We present a quantum-enhanced protocol for detecting wave-like dark matter using an array of $N$ entangled superconducting cavities initialized in an $m$-photon Fock state. By distributing and recollecting the quantum state with an entanglement-distribution operation, the scan rate scales as $N^2(m+1)$ while thermal excitation is the dominant background, significantly outperforming classical single-cavity methods under matched conditions. We evaluate the robustness of our scheme against additional noise sources, including decoherence and beamsplitter infidelity, through theoretical analysis and numerical simulations. In practice, the key requirements, namely high-Q superconducting radio-frequency cavities that support long integration times, high-fidelity microwave beamsplitters, and universal cavity control, are already available on current experimental platforms, making the protocol experimentally feasible.

Figures (11)

• Figure 1: A sketch of our proposed system. An array of $N$ cavities is networked by high-fidelity beamsplitter operations. The first cavity in the array is also coupled to a qubit for the intial Fock state preparation, and readout.
• Figure 2: Quantum circuit for detecting DM with entangled Fock states. A prepared $m$-photon Fock state in the primary cavity is distributed across $N$ cavities by the entanglement-distribution gate $U_{\mathrm{ED}}$. During the integration time $\tau_{\text{int}}$, the dark-photon field displaces each mode by $D_i(\alpha)$. Applying $U_{\mathrm{ED}}^{\dagger}$ coherently maps the uniform displacement to the primary cavity, $D_1(\sqrt{N}\alpha)$, which is measured via the ancilla qubit, followed by reset.

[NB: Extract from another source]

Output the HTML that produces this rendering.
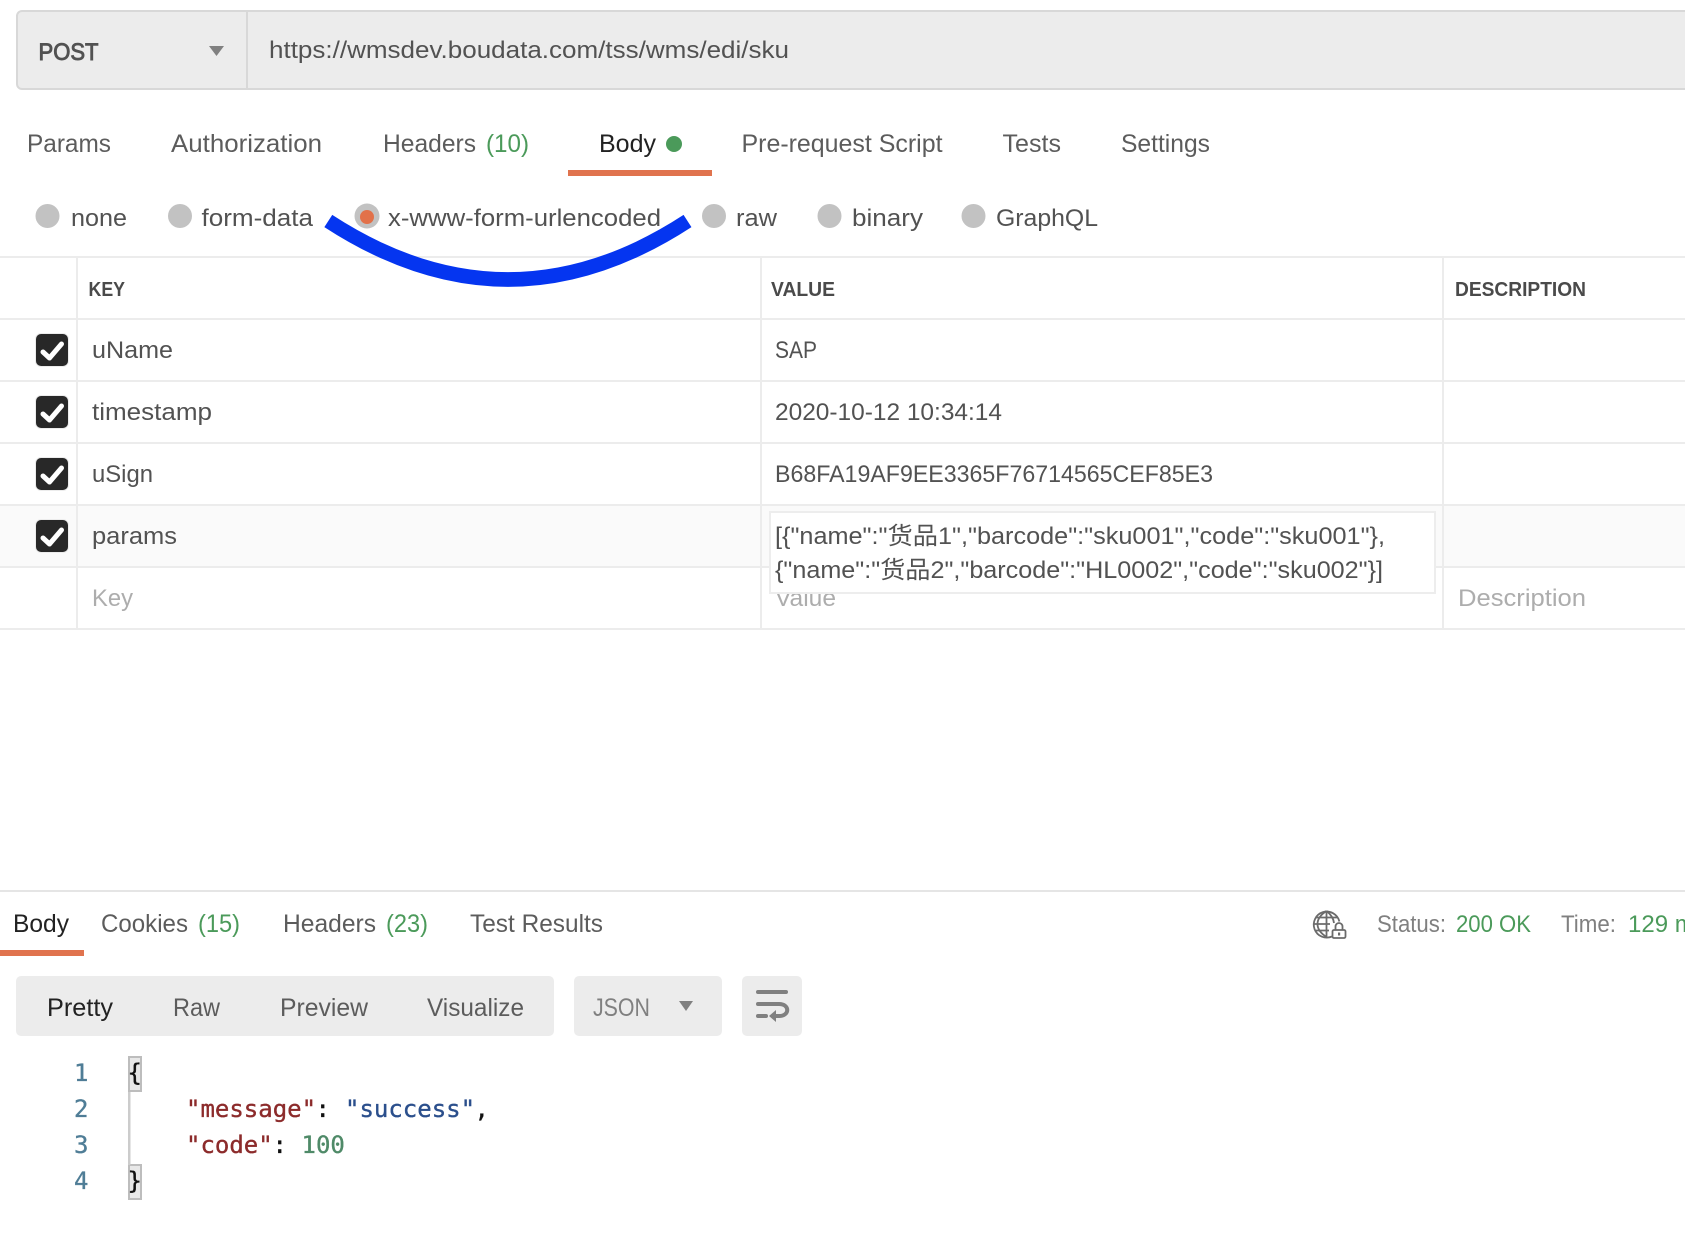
<!DOCTYPE html>
<html lang="zh"><head><meta charset="utf-8"><title>Postman request</title>
<style>
html,body{margin:0;padding:0;background:#fff;width:1685px;height:1245px;overflow:hidden}
svg{display:block}
text{font-family:"Liberation Sans","Noto Sans CJK SC",sans-serif;font-size:24px;fill:#525252;white-space:pre}
.t{font-size:25px;fill:#5c5c5c}
.h{font-size:20px;font-weight:bold;fill:#4a4a4a}
.p{fill:#adadad}
.m{font-family:"DejaVu Sans Mono","Liberation Mono",monospace;font-size:24px;stroke-width:.35px}
.s{font-size:24px;fill:#808080}
.g{fill:#4b9a5a}
.a{fill:#222}
</style></head><body>
<svg xmlns="http://www.w3.org/2000/svg" width="1685" height="1245" viewBox="0 0 1685 1245">
<!-- URL bar -->
<rect x="17" y="11" width="1700" height="78" rx="5" fill="#ececec" stroke="#d8d8d8" stroke-width="2"/>
<rect x="246" y="11" width="2" height="78" fill="#d8d8d8"/>
<text x="38.5" y="60" textLength="60" lengthAdjust="spacingAndGlyphs" stroke="#525252" stroke-width=".9">POST</text>
<path d="M209 46H224L216.500 56Z" fill="#808080"/>
<text x="269" y="58" textLength="520" lengthAdjust="spacingAndGlyphs">https://wmsdev.boudata.com/tss/wms/edi/sku</text>

<!-- Tabs -->
<text class="t" x="27" y="152" textLength="84" lengthAdjust="spacingAndGlyphs">Params</text>
<text class="t" x="171" y="152" textLength="151" lengthAdjust="spacingAndGlyphs">Authorization</text>
<text class="t" x="383" y="152" textLength="93" lengthAdjust="spacingAndGlyphs">Headers</text>
<text class="t g" x="486" y="152" textLength="43" lengthAdjust="spacingAndGlyphs">(10)</text>
<text class="t a" x="599" y="152" textLength="57" lengthAdjust="spacingAndGlyphs">Body</text>
<circle cx="674" cy="144" r="8" fill="#4b9a5a"/>
<rect x="568" y="170" width="144" height="6" fill="#e0734e"/>
<text class="t" x="741.5" y="152" textLength="201" lengthAdjust="spacingAndGlyphs">Pre-request Script</text>
<text class="t" x="1002.5" y="152" textLength="58.5" lengthAdjust="spacingAndGlyphs">Tests</text>
<text class="t" x="1121" y="152" textLength="89" lengthAdjust="spacingAndGlyphs">Settings</text>

<!-- Radios -->
<g fill="#c2c2c2">
<circle cx="47.5" cy="216" r="12"/><circle cx="180" cy="216" r="12"/><circle cx="367" cy="216" r="12.500"/>
<circle cx="714" cy="216" r="12"/><circle cx="829.5" cy="216" r="12"/><circle cx="973.5" cy="216" r="12"/>
</g>
<circle cx="367" cy="217" r="7" fill="#e2714a"/>
<text x="71" y="226" textLength="56" lengthAdjust="spacingAndGlyphs">none</text>
<text x="201.5" y="226" textLength="111.5" lengthAdjust="spacingAndGlyphs">form-data</text>
<text x="388" y="226" textLength="273" lengthAdjust="spacingAndGlyphs">x-www-form-urlencoded</text>
<text x="736" y="226" textLength="41" lengthAdjust="spacingAndGlyphs">raw</text>
<text x="852" y="226" textLength="71" lengthAdjust="spacingAndGlyphs">binary</text>
<text x="996" y="226" textLength="102" lengthAdjust="spacingAndGlyphs">GraphQL</text>

<!-- Table -->
<rect x="0" y="505" width="1685" height="62" fill="#fafafa"/>
<g fill="#ececec">
<rect x="0" y="256" width="1685" height="2"/><rect x="0" y="318" width="1685" height="2"/>
<rect x="0" y="380" width="1685" height="2"/><rect x="0" y="442" width="1685" height="2"/>
<rect x="0" y="504" width="1685" height="2"/><rect x="0" y="566" width="1685" height="2"/>
<rect x="0" y="628" width="1685" height="2"/>
<rect x="76" y="256" width="2" height="374"/><rect x="760" y="256" width="2" height="374"/><rect x="1442" y="256" width="2" height="374"/>
</g>
<text class="h" x="88.5" y="296" textLength="36.5" lengthAdjust="spacingAndGlyphs">KEY</text>
<text class="h" x="771" y="296" textLength="64" lengthAdjust="spacingAndGlyphs">VALUE</text>
<text class="h" x="1455" y="296" textLength="131" lengthAdjust="spacingAndGlyphs">DESCRIPTION</text>

<g>
<rect x="35" y="333" width="34" height="34" rx="6" fill="#ececec"/>
<rect x="36" y="334" width="32" height="32" rx="5" fill="#282828"/>
<path d="M43 352L49.500 358L61.500 344" fill="none" stroke="#fff" stroke-width="5" stroke-linecap="round" stroke-linejoin="round"/>
</g>
<g transform="translate(0 62)"><rect x="35" y="333" width="34" height="34" rx="6" fill="#ececec"/><rect x="36" y="334" width="32" height="32" rx="5" fill="#282828"/><path d="M43 352L49.500 358L61.500 344" fill="none" stroke="#fff" stroke-width="5" stroke-linecap="round" stroke-linejoin="round"/></g>
<g transform="translate(0 124)"><rect x="35" y="333" width="34" height="34" rx="6" fill="#ececec"/><rect x="36" y="334" width="32" height="32" rx="5" fill="#282828"/><path d="M43 352L49.500 358L61.500 344" fill="none" stroke="#fff" stroke-width="5" stroke-linecap="round" stroke-linejoin="round"/></g>
<g transform="translate(0 186)"><rect x="35" y="333" width="34" height="34" rx="6" fill="#ececec"/><rect x="36" y="334" width="32" height="32" rx="5" fill="#282828"/><path d="M43 352L49.500 358L61.500 344" fill="none" stroke="#fff" stroke-width="5" stroke-linecap="round" stroke-linejoin="round"/></g>

<text x="92" y="358" textLength="81" lengthAdjust="spacingAndGlyphs">uName</text>
<text x="92" y="420" textLength="120" lengthAdjust="spacingAndGlyphs">timestamp</text>
<text x="92" y="482" textLength="61" lengthAdjust="spacingAndGlyphs">uSign</text>
<text x="92" y="544" textLength="85" lengthAdjust="spacingAndGlyphs">params</text>
<text class="p" x="92" y="606" textLength="41" lengthAdjust="spacingAndGlyphs">Key</text>
<text x="775" y="358" textLength="42" lengthAdjust="spacingAndGlyphs">SAP</text>
<text x="775" y="420" textLength="227" lengthAdjust="spacingAndGlyphs">2020-10-12 10:34:14</text>
<text x="775" y="482" textLength="438" lengthAdjust="spacingAndGlyphs">B68FA19AF9EE3365F76714565CEF85E3</text>
<text class="p" x="775" y="606" textLength="61" lengthAdjust="spacingAndGlyphs">Value</text>
<text class="p" x="1458" y="606" textLength="128" lengthAdjust="spacingAndGlyphs">Description</text>

<!-- Expanded value -->
<rect x="770" y="512" width="665" height="81" fill="#fff" stroke="#ededed" stroke-width="2"/>
<text x="775" y="544" textLength="610" lengthAdjust="spacingAndGlyphs">[{"name":"货品1","barcode":"sku001","code":"sku001"},</text>
<text x="775" y="578" textLength="608" lengthAdjust="spacingAndGlyphs">{"name":"货品2","barcode":"HL0002","code":"sku002"}]</text>

<!-- Blue annotation -->
<path d="M328.3 221Q508 338 687.500 221" fill="none" stroke="#0535f0" stroke-width="14.500"/>

<!-- Response -->
<rect x="0" y="890" width="1685" height="2" fill="#e5e5e5"/>
<text class="t a" x="13" y="932" textLength="56" lengthAdjust="spacingAndGlyphs">Body</text>
<text class="t" x="101" y="932" textLength="87" lengthAdjust="spacingAndGlyphs">Cookies</text>
<text class="t g" x="198" y="932" textLength="42" lengthAdjust="spacingAndGlyphs">(15)</text>
<text class="t" x="283" y="932" textLength="93" lengthAdjust="spacingAndGlyphs">Headers</text>
<text class="t g" x="386" y="932" textLength="42" lengthAdjust="spacingAndGlyphs">(23)</text>
<text class="t" x="470" y="932" textLength="133" lengthAdjust="spacingAndGlyphs">Test Results</text>
<rect x="0" y="950" width="84" height="6" fill="#e0734e"/>

<!-- Globe + lock -->
<g fill="none" stroke="#6b6b6b" stroke-width="1.8">
<path d="M1332 936.500A13 13 0 1 1 1339.400 921.500"/>
<path d="M1326.500 911C1319.500 915.500 1317.500 920 1317.500 924C1317.500 928 1319.500 932.500 1326.500 937"/>
<path d="M1326.500 911C1331 914.500 1333.500 918.500 1334 923"/>
<path d="M1326.500 911V937"/>
<path d="M1316 917.500H1337M1314.500 924H1330M1316 930.500H1329"/>
<rect x="1332.500" y="930" width="13" height="8" rx="1.500" fill="#fff"/>
<path d="M1335.500 930V926.500A3.500 3.500 0 0 1 1342.500 926.500V930"/>
</g>
<rect x="1338" y="932.500" width="2.200" height="3" fill="#6b6b6b"/>
<text class="s" x="1377" y="932" textLength="69" lengthAdjust="spacingAndGlyphs">Status:</text>
<text class="s g" x="1456" y="932" textLength="75" lengthAdjust="spacingAndGlyphs">200 OK</text>
<text class="s" x="1561" y="932" textLength="55" lengthAdjust="spacingAndGlyphs">Time:</text>
<text class="s g" x="1628" y="932">129 ms</text>

<!-- Response toolbar -->
<rect x="16" y="976" width="538" height="60" rx="5" fill="#ececec"/>
<rect x="574" y="976" width="148" height="60" rx="5" fill="#ececec"/>
<rect x="742" y="976" width="60" height="60" rx="5" fill="#ececec"/>
<text class="a" x="47" y="1016" textLength="66" lengthAdjust="spacingAndGlyphs" style="font-size:25px">Pretty</text>
<text class="t" x="173" y="1016" textLength="47" lengthAdjust="spacingAndGlyphs">Raw</text>
<text class="t" x="280" y="1016" textLength="88" lengthAdjust="spacingAndGlyphs">Preview</text>
<text class="t" x="427" y="1016" textLength="97" lengthAdjust="spacingAndGlyphs">Visualize</text>
<text class="t" x="593" y="1016" textLength="57" lengthAdjust="spacingAndGlyphs" style="fill:#808080">JSON</text>
<path d="M679 1001H693L686 1011Z" fill="#808080"/>
<g fill="none" stroke="#808080" stroke-width="4" stroke-linecap="round">
<path d="M758 992H786"/>
<path d="M758 1004H779C790 1004 790 1016 779 1016H774"/>
<path d="M758 1016H766"/>
</g>
<path d="M776 1010L769 1016L776 1022Z" fill="#808080"/>

<!-- Code -->
<rect x="129" y="1057" width="12" height="34" fill="#e8e8e8" stroke="#bdbdbd" stroke-width="2"/>
<rect x="129" y="1165" width="12" height="34" fill="#e8e8e8" stroke="#bdbdbd" stroke-width="2"/>
<rect x="128" y="1092" width="2.500" height="73" fill="#cccccc"/>
<text class="m" x="74" y="1081" style="fill:#4f7d96;stroke:#4f7d96">1</text>
<text class="m" x="74" y="1117" style="fill:#4f7d96;stroke:#4f7d96">2</text>
<text class="m" x="74" y="1153" style="fill:#4f7d96;stroke:#4f7d96">3</text>
<text class="m" x="74" y="1189" style="fill:#4f7d96;stroke:#4f7d96">4</text>
<text class="m" x="127.500" y="1081" style="fill:#111;stroke:#111">{</text>
<text class="m" x="127.500" y="1189" style="fill:#111;stroke:#111">}</text>
<text class="m" x="186" y="1117" style="fill:#8c2b2b;stroke:#8c2b2b">"message"</text>
<text class="m" x="315.500" y="1117" style="fill:#111;stroke:#111">:</text>
<text class="m" x="345" y="1117" style="fill:#2b4f8c;stroke:#2b4f8c">"success"</text>
<text class="m" x="474.500" y="1117" style="fill:#111;stroke:#111">,</text>
<text class="m" x="186" y="1153" style="fill:#8c2b2b;stroke:#8c2b2b">"code"</text>
<text class="m" x="272.500" y="1153" style="fill:#111;stroke:#111">:</text>
<text class="m" x="301.500" y="1153" style="fill:#4f8a68;stroke:#4f8a68">100</text>
</svg>
</body></html>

• Figure 3: Effective circuit relations for the dark matter signal (left) and cavity heating during integration time (right), which is the dominant source of noise. The signal is coherent across the cavity network and thus scales with the number of cavities $N$, whereas the background is incoherent and does not scale. The non-heating effects can arise from photon loss $\gamma_{\downarrow}$, dephasing $\gamma_{\phi}$, and beamsplitter infidelity, which reduce sensing efficiency but do not introduce $N$-scaling of the background.
• Figure 4: The dependence of the signal-to-noise ratio on the single-shot integration time $\tau_\mathrm{int}$, for different choices of the initial Fock state $|m\rangle$, in a two-cavity setup. The cavities are at 7GHz, with decay time $T_\downarrow = 2.27ms$ (about 100 times $\tau_\textrm{DM}$), dephasing time $T_\phi = 22.7ms$, and a heating time of $T_\uparrow = 1.9ms$ (corresponding to an equilibrium temperature of 50mK). The SNR is evaluated for a total integration time of $\tau_\textrm{tot}= 1s$, assuming an DM-cavity coupling of $g= 73.6Hz$. Stars mark the optimal $\tau_{\text{int}}$ that maximizes the SNR, which shifts to shorter values as $m$ increases.
• Figure 5: Scan rate at 90% CL exclusion versus the number of cavities $N$ for several initial Fock numbers $m$, normalized to the single-cavity rate. Solid lines show the ideal prediction from Eq. \ref{['eq:scan_rate']} without loss. Dots represent Lindblad master equation simulations at optimally chosen $\tau_\text{int}$, with beamsplitter fidelity $\mathcal{F}_\textrm{BS}=99$% and other parameters the same as Fig. \ref{['fig:SNR_vs_m_main']}.